Sports Direct, which has some 400 UK stores and operations in 19 countries in Europe, has not paid a dividend since its flotation. However, analysts speculated that Ashley’s move to shun the bonus could prompt a rethink.

The 2015 bonus scheme would have awarded him a multi-million-pound payout, but it attracted criticism from investor lobby groups as well as the Institute of Directors (IoD), unhappy that a major investor could receive a bonus, even if he was an executive.

Roger Barker, director of corporate governance at the IoD, congratulated Ashley on his decision to opt out of the scheme. He said: “As a director, senior executive and major shareholder of Sports Direct, he occupies a position of unique influence in the organisation. By taking this step, he is helping improve external perceptions of Sports Direct’s governance, which will ultimately be beneficial to all stakeholders.”

Ashley has also said he does not expect any other incentive scheme to be proposed to shareholders over the term of the current bonus plan. To achieve the payout, the firm’s earnings will have to hit £480m at the end of the 2016 financial year and rise to £750m by 2019. In results due today, Sports Direct is expected to report earnings of around £330m.

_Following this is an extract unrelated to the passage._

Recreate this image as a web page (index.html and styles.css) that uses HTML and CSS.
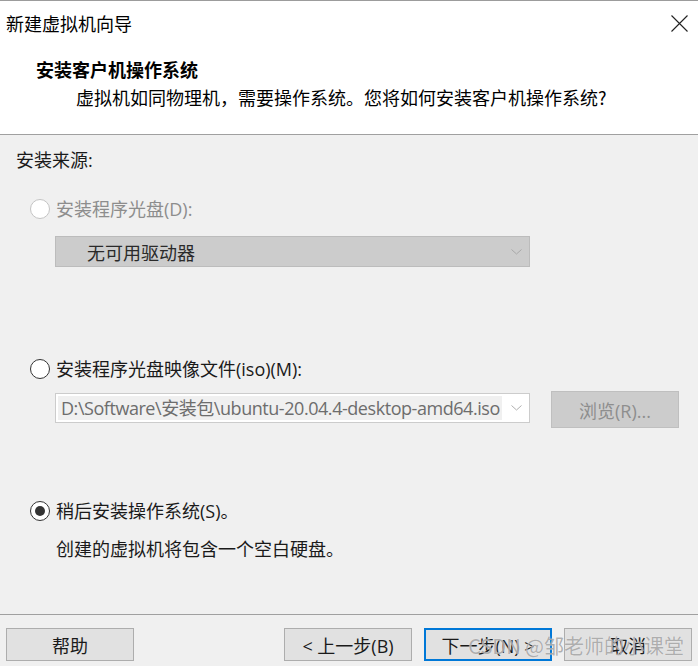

Part of the firm’s recent success has been put down to its employee bonus scheme, with the 2011 staff plan on track to reward more than 3,000 workers – having surpassed two of the four targets. Just over 60 per cent of the shareholders eligible to vote backed the current plan at a special meeting at the company’s headquarters earlier this month.

In April, the group pulled a proposal that could have awarded Ashley more than £70m based on targets for this year and 2015. The business initially tried to hand him a bonus in September 2012, but again failed to win enough investor support.